Thank you Matthias! You are most helpful!
Thanks again!
Arijit
________________________________
From: Matthias Boehm <mboehm7@googlemail.com>
Sent: Saturday, April 22, 2017 2:20:48 AM
To: dev@systemml.incubator.apache.org
Subject: Re: Randomly Selecting rows from a dataframe
you can take for example a 1% sample of rows via a permutation matrix
(specifically selection matrix) as follows
I = (rand(rows=nrow(X), cols=1, min=0, max=1) <= 0.01);
P = removeEmpty(target=diag(I), margin="rows");
Xsample = P %*% X;
or via removeEmpty and selection vector
I = (rand(rows=nrow(X), cols=1, min=0, max=1) <= 0.01);
Xsample = removeEmpty(target=X, margin="rows", select=I);
Both should be compiled internally to very similar plans.
Regards,
Matthias
On Fri, Apr 21, 2017 at 1:42 PM, arijit chakraborty <akc14@hotmail.com>
wrote:
> Hi,
>
>
> Suppose I've a dataframe of 10 variables (X1X10) and have 1000 rows.
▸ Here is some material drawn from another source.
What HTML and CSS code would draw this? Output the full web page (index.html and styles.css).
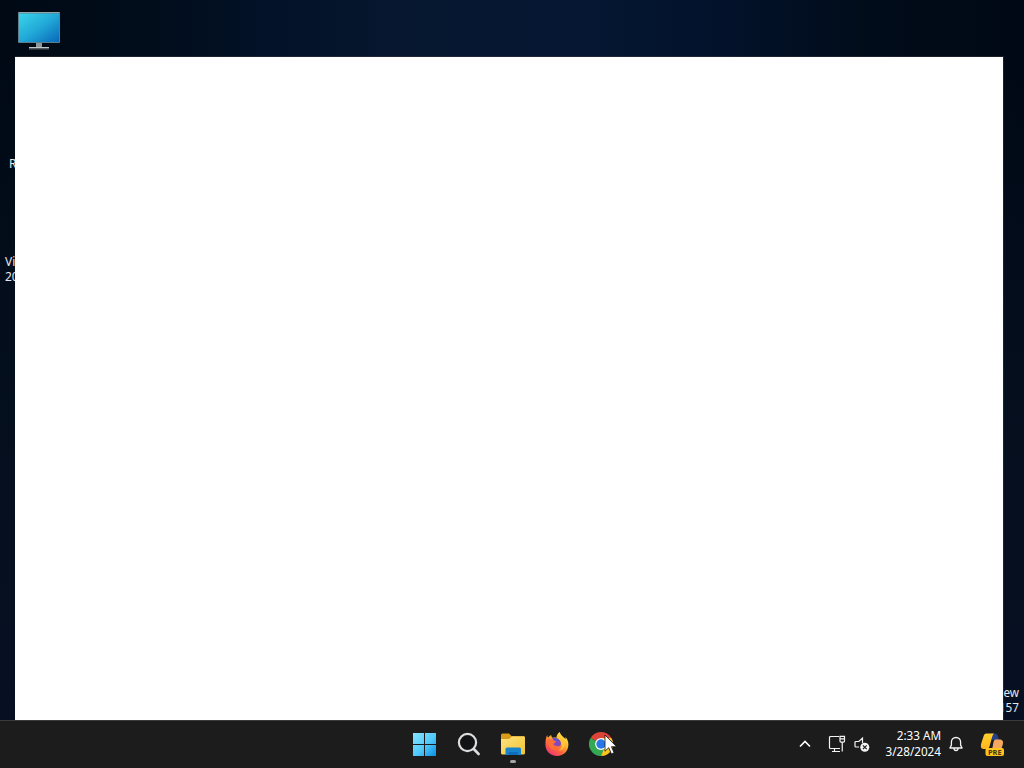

Now
> I want to randomly select rows so that I've a subset of the dataset.
>
>
> Can anyone please help me to solve this problem?
>
>
> I tried the following code:
>
>
> randSample = sample(nrow(dataframe), 200);
>
>
> This gives me a column matrix with position of the row randomly selected.
> But I could not able to solve how from this matrix I can subset data from
> original dataframe.
>
>
> Thank you!
>
>
> Arijit
>